How my biggest humiliation ironically revealed my greatest strength
I am a little bit uncomfortable sharing this story but I feel that it is important for people to know the “real me” and how I started out and some of the obstacles that I have managed to overcome.
I also call the story, “From a Whisper to a Roar”, because like so many others out there, I used to be terrified of public speaking. My fear stemmed from something that happened in my childhood.
When I was just six years old, I was in the choir. I was so excited. It was the first time I was ever going to perform in public and it did not occur to me to be nervous.
The choir was going to be singing to accompany the Christmas Pageant.
All the children in the school had been practicing the whole year, and about a week before the pageant was about to take place, the choir mistress said, “The choir doesn’t sound quite right.”
She made all of us sing for her in front of the whole school. And she approved every person. Yes, you’re good. You’re amazing. You’re wonderful. You’re great.
Until it came to me.
And then she said, “No. You’re terrible, you’re off the choir.”
Everybody else stayed in the choir, except me.
I was so upset, because I wanted to be in the pageant.
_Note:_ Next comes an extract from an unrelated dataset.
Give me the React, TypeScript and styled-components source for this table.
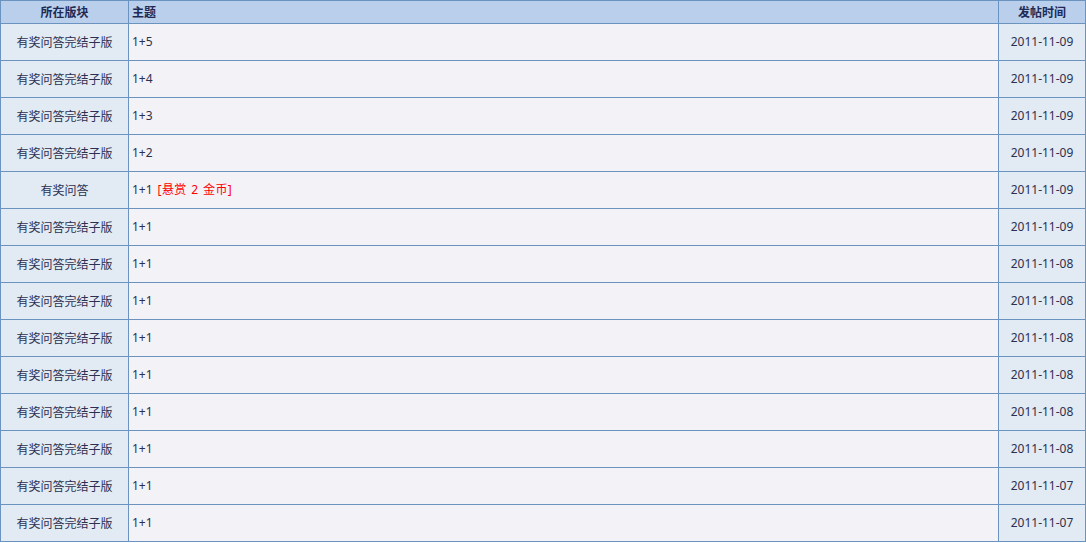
import React from "react";
import styled, { createGlobalStyle } from "styled-components";

const Global = createGlobalStyle`
  html, body { margin: 0; padding: 0; background: #ffffff; }
  body { font-family: "Noto Sans", "Noto Sans CJK SC", sans-serif; font-size: 12px; }
`;

const Grid = styled.div`
  display: grid;
  grid-template-columns: 127px 869px 86px;
  grid-auto-rows: 36px;
  grid-template-rows: 22px;
  gap: 1px;
  padding: 1px;
  width: 1084px;
  background: #6b93c0;
`;

const HeadCell = styled.div<{ $align?: "left" | "center" }>`
  background: #b9cfec;
  color: #1e2a55;
  font-weight: bold;
  font-family: "Noto Sans CJK SC", sans-serif;
  font-size: 12px;
  display: flex;
  align-items: center;
  justify-content: ${(p) => (p.$align === "left" ? "flex-start" : "center")};
  padding-left: ${(p) => (p.$align === "left" ? "3px" : "0")};
  padding-bottom: 1px;
`;

const Cell = styled.div<{ $side?: boolean; $align?: "left" | "center" }>`
  background: ${(p) => (p.$side ? "#e2eaf3" : "#f2f2f7")};
  color: #2c3050;
  font-family: "Noto Sans", "Noto Sans CJK SC", sans-serif;
  font-size: 12px;
  display: flex;
  align-items: center;
  justify-content: ${(p) => (p.$align === "left" ? "flex-start" : "center")};
  padding-left: ${(p) => (p.$align === "left" ? "3px" : "0")};
  padding-bottom: 2px;
  white-space: nowrap;
`;

const Forum = styled.span`
  font-family: "Noto Sans CJK SC", sans-serif;
`;

const Reward = styled.span`
  color: #ff0000;
  margin-left: 5px;
  letter-spacing: 0.4px;
  word-spacing: 1px;
  font-family: "Noto Sans", "Noto Sans CJK SC", sans-serif;
`;

type Row = { forum: string; title: string; date: string; reward?: number };

const rows: Row[] = [
  { forum: "有奖问答完结子版", title: "1+5", date: "2011-11-09" },
  { forum: "有奖问答完结子版", title: "1+4", date: "2011-11-09" },
  { forum: "有奖问答完结子版", title: "1+3", date: "2011-11-09" },
  { forum: "有奖问答完结子版", title: "1+2", date: "2011-11-09" },
  { forum: "有奖问答", title: "1+1", date: "2011-11-09", reward: 2 },
  { forum: "有奖问答完结子版", title: "1+1", date: "2011-11-09" },
  { forum: "有奖问答完结子版", title: "1+1", date: "2011-11-08" },
  { forum: "有奖问答完结子版", title: "1+1", date: "2011-11-08" },
  { forum: "有奖问答完结子版", title: "1+1", date: "2011-11-08" },
  { forum: "有奖问答完结子版", title: "1+1", date: "2011-11-08" },
  { forum: "有奖问答完结子版", title: "1+1", date: "2011-11-08" },
  { forum: "有奖问答完结子版", title: "1+1", date: "2011-11-08" },
  { forum: "有奖问答完结子版", title: "1+1", date: "2011-11-07" },
  { forum: "有奖问答完结子版", title: "1+1", date: "2011-11-07" },
];

export default function App() {
  return (
    <>
      <Global />
      <Grid>
        <HeadCell>所在版块</HeadCell>
        <HeadCell $align="left">主题</HeadCell>
        <HeadCell>发帖时间</HeadCell>
        {rows.map((r, i) => (
          <React.Fragment key={i}>
            <Cell $side>
              <Forum>{r.forum}</Forum>
            </Cell>
            <Cell $align="left">
              {r.title}
              {r.reward !== undefined && <Reward>[悬赏 {r.reward} 金币]</Reward>}
            </Cell>
            <Cell $side>{r.date}</Cell>
          </React.Fragment>
        ))}
      </Grid>
    </>
  );
}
So I went asked the other teacher if I could be in the pageant, perhaps as a sheep or a rock or something. And you know what they said? “No, because you haven’t practiced being a sheep or a rock with everybody in the pageant for the whole year.”
I was just so embarrassed and ashamed. I thought there was something wrong with me. I thought that every word that came out of my mouth was just bad, to be honest.
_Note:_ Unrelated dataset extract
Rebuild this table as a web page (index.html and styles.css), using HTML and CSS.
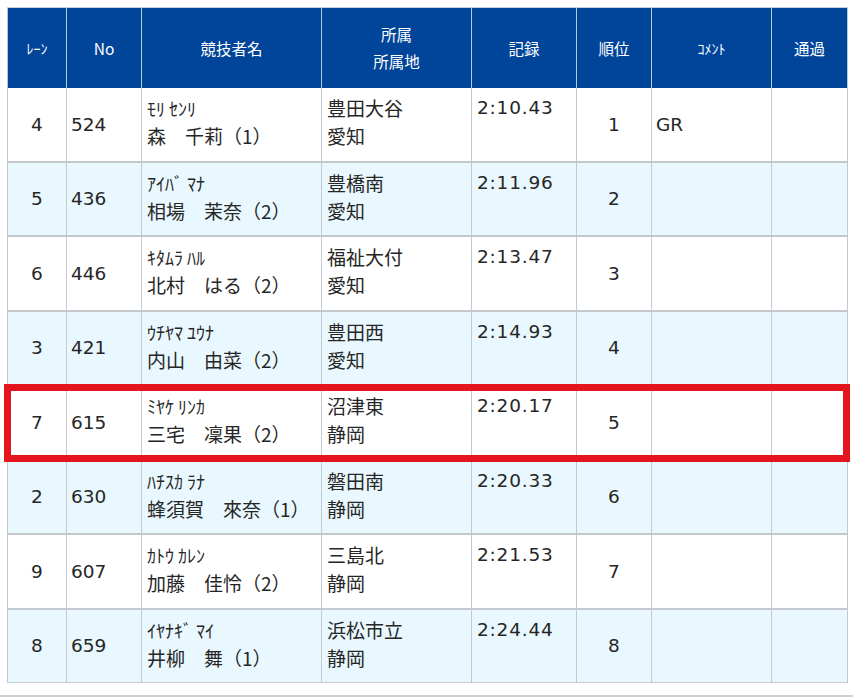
FILE: index.html
```html
<!DOCTYPE html>
<html lang="ja">
<head>
<meta charset="utf-8">
<title>結果</title>
<link rel="stylesheet" href="styles.css">
</head>
<body>
<div class="wrap">
  <table class="result">
    <colgroup>
      <col class="c-lane"><col class="c-no"><col class="c-name"><col class="c-aff">
      <col class="c-rec"><col class="c-rank"><col class="c-com"><col class="c-pass">
    </colgroup>
    <thead>
      <tr>
        <th><span class="small">ﾚｰﾝ</span></th>
        <th>No</th>
        <th>競技者名</th>
        <th>所属<br>所属地</th>
        <th>記録</th>
        <th>順位</th>
        <th><span class="small">ｺﾒﾝﾄ</span></th>
        <th>通過</th>
      </tr>
    </thead>
    <tbody>
      <tr>
        <td class="lane">4</td><td class="no">524</td>
        <td class="name"><span class="kana">ﾓﾘ ｾﾝﾘ</span><br>森　千莉（1）</td>
        <td class="aff">豊田大谷<br>愛知</td>
        <td class="rec">2:10.43</td><td class="rank">1</td><td class="com">GR</td><td class="pass"></td>
      </tr>
      <tr class="alt">
        <td class="lane">5</td><td class="no">436</td>
        <td class="name"><span class="kana">ｱｲﾊﾞ ﾏﾅ</span><br>相場　茉奈（2）</td>
        <td class="aff">豊橋南<br>愛知</td>
        <td class="rec">2:11.96</td><td class="rank">2</td><td class="com"></td><td class="pass"></td>
      </tr>
      <tr>
        <td class="lane">6</td><td class="no">446</td>
        <td class="name"><span class="kana">ｷﾀﾑﾗ ﾊﾙ</span><br>北村　はる（2）</td>
        <td class="aff">福祉大付<br>愛知</td>
        <td class="rec">2:13.47</td><td class="rank">3</td><td class="com"></td><td class="pass"></td>
      </tr>
      <tr class="alt">
        <td class="lane">3</td><td class="no">421</td>
        <td class="name"><span class="kana">ｳﾁﾔﾏ ﾕｳﾅ</span><br>内山　由菜（2）</td>
        <td class="aff">豊田西<br>愛知</td>
        <td class="rec">2:14.93</td><td class="rank">4</td><td class="com"></td><td class="pass"></td>
      </tr>
      <tr>
        <td class="lane">7</td><td class="no">615</td>
        <td class="name"><span class="kana">ﾐﾔｹ ﾘﾝｶ</span><br>三宅　凜果（2）</td>
        <td class="aff">沼津東<br>静岡</td>
        <td class="rec">2:20.17</td><td class="rank">5</td><td class="com"></td><td class="pass"></td>
      </tr>
      <tr class="alt">
        <td class="lane">2</td><td class="no">630</td>
        <td class="name"><span class="kana">ﾊﾁｽｶ ﾗﾅ</span><br>蜂須賀　來奈（1）</td>
        <td class="aff">磐田南<br>静岡</td>
        <td class="rec">2:20.33</td><td class="rank">6</td><td class="com"></td><td class="pass"></td>
      </tr>
      <tr>
        <td class="lane">9</td><td class="no">607</td>
        <td class="name"><span class="kana">ｶﾄｳ ｶﾚﾝ</span><br>加藤　佳怜（2）</td>
        <td class="aff">三島北<br>静岡</td>
        <td class="rec">2:21.53</td><td class="rank">7</td><td class="com"></td><td class="pass"></td>
      </tr>
      <tr class="alt">
        <td class="lane">8</td><td class="no">659</td>
        <td class="name"><span class="kana">ｲﾔﾅｷﾞ ﾏｲ</span><br>井柳　舞（1）</td>
        <td class="aff">浜松市立<br>静岡</td>
        <td class="rec">2:24.44</td><td class="rank">8</td><td class="com"></td><td class="pass"></td>
      </tr>
    </tbody>
  </table>
  <div class="highlight"></div>
  <div class="rule"></div>
</div>
</body>
</html>
```

FILE: styles.css
```css
html, body {
  margin: 0;
  padding: 0;
  background: #ffffff;
}

body {
  font-family: "DejaVu Sans", "Noto Sans CJK JP", sans-serif;
  color: #262626;
}

.wrap {
  position: relative;
  padding: 7px 6px 0 7px;
}

.result {
  width: 840px;
  table-layout: fixed;
  border-collapse: collapse;
  border: 1px solid #c4cad0;
}

.c-lane { width: 59px; }
.c-no { width: 75px; }
.c-name { width: 180px; }
.c-aff { width: 150px; }
.c-rec { width: 105px; }
.c-rank { width: 75px; }
.c-com { width: 120px; }
.c-pass { width: 76px; }

.result th {
  height: 80px;
  padding: 0;
  background: #00459a;
  color: #ffffff;
  font-family: "Noto Sans CJK JP", sans-serif;
  font-weight: normal;
  font-size: 15.5px;
  line-height: 27px;
  text-align: center;
  vertical-align: middle;
  border-left: 1px solid #b9c6d8;
  border-right: 1px solid #b9c6d8;
  border-top: 1px solid #c9d3e0;
}

.result th .small {
  font-size: 14px;
}

.result td {
  height: 67px;
  padding: 6px 5px 0 5px;
  font-size: 19px;
  line-height: 28px;
  vertical-align: top;
  border-left: 1px solid #c4cad0;
  border-right: 1px solid #c4cad0;
  border-bottom: 2px solid #c3c8cd;
  background: #ffffff;
}

.result tr:last-child td {
  border-bottom: 1px solid #c4cad0;
}

.result tr.alt td {
  height: 66px;
  background: #e9f8fe;
}

.result td.lane,
.result td.rank {
  text-align: center;
  vertical-align: middle;
  padding: 0;
  font-size: 18.5px;
}

.result td.no,
.result td.com {
  vertical-align: middle;
  padding: 0 4px;
  font-size: 18.5px;
}

.result td.rec {
  font-size: 18.5px;
  letter-spacing: 0.8px;
}

.result td.name,
.result td.aff {
  font-family: "Noto Sans CJK JP", sans-serif;
}

.result td.name .kana {
  font-size: 18px;
}

.highlight {
  position: absolute;
  left: 4px;
  top: 384px;
  width: 846px;
  height: 78px;
  box-sizing: border-box;
  border: 7px solid #e3161f;
  pointer-events: none;
}

.rule {
  margin-top: 12px;
  margin-left: -7px;
  margin-right: -6px;
  border-top: 2px solid #d0d0d0;
}
```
I became really quiet and shy. I know it’s hard to believe that now, but I did. I pretty much stopped talking to people because I thought my words were rubbish.
If you know me at all now, you’ll know that my clients call me the Legal Lioness. I am a keynote speaker, and present confidently in court.
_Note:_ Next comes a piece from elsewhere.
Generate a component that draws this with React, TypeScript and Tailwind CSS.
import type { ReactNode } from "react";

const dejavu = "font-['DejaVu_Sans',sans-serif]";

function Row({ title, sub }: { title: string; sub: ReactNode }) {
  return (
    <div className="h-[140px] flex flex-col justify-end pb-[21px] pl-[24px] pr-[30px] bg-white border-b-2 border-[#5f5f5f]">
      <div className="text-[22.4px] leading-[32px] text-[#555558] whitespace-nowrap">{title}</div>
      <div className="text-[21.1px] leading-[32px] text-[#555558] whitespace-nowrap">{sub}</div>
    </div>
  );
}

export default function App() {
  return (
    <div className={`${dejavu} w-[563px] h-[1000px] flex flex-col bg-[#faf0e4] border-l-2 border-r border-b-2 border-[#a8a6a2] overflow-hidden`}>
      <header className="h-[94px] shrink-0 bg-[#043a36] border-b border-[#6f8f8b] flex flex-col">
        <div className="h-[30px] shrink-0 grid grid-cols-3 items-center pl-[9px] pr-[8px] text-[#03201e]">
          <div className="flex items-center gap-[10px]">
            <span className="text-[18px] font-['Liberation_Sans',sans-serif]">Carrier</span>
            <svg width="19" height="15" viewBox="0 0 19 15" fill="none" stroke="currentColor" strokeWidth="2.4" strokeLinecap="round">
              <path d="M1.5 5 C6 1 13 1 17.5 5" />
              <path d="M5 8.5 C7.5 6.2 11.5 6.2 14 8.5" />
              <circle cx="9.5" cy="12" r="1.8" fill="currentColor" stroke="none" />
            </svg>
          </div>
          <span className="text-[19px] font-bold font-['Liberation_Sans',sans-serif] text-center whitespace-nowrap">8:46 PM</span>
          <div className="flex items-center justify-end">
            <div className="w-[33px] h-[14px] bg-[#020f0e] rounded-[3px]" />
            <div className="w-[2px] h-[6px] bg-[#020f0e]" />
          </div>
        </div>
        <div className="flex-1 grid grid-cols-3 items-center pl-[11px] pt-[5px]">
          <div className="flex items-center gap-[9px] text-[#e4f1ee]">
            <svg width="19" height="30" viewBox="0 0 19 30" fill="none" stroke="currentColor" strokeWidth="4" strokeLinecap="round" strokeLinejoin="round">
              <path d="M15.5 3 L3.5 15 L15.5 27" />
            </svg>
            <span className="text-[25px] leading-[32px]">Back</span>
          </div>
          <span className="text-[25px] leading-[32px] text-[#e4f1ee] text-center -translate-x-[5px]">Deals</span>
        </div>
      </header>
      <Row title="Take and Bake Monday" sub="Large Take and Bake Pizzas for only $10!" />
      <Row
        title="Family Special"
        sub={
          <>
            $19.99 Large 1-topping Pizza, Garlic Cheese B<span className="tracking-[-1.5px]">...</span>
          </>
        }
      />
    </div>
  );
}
I have rediscovered the voice that I lost as a six-year old kid because of an ignorant choir mistress. Now I love talking to business groups. I love sharing messages about legal requirements in businesses, about intellectual property. That is my passion. Explaining how business owners can keep their businesses safe from business bullies.
I have defended clients in Court by standing up and speaking confidently.
None of this came easily to me. I was terrified of public speaking.
In fact, when I did my law degree, I was so terrified of speaking that if I had known from the start that I would have to present a mock court case in order to graduate, honestly, I would never, ever have studied law. I found about having to present a mock court case in the last year of my 5-year course.
Even when I presented in court the first few times, my throat would close up, I’d get the runs. I would feel physically ill. It was terrible.
But through practice, when I started my own business, I decided, “that’s it, I’m not going to let my terror of public speaking haunt me anymore”.
And so I just started practicing, little bits at a time.
If you have a fear of public speaking, I am hearing you. I get it, I couldn’t even breath when I just thought about speaking in public.
My advice is if you don’t want to do public speaking, then don’t. Don’t make anybody push you.
But if you want to do public speaking, my recommendation is to start with little things. Introduce yourself at a group dinner, things like that. Know your material really well, because that gives you confidence.
If I can overcome my fear of public speaking, and if I can go from a whisper to a roar, there is no way that you can’t do it.
That is how my biggest humiliation revealed my greatest strength, and now that’s irony for you.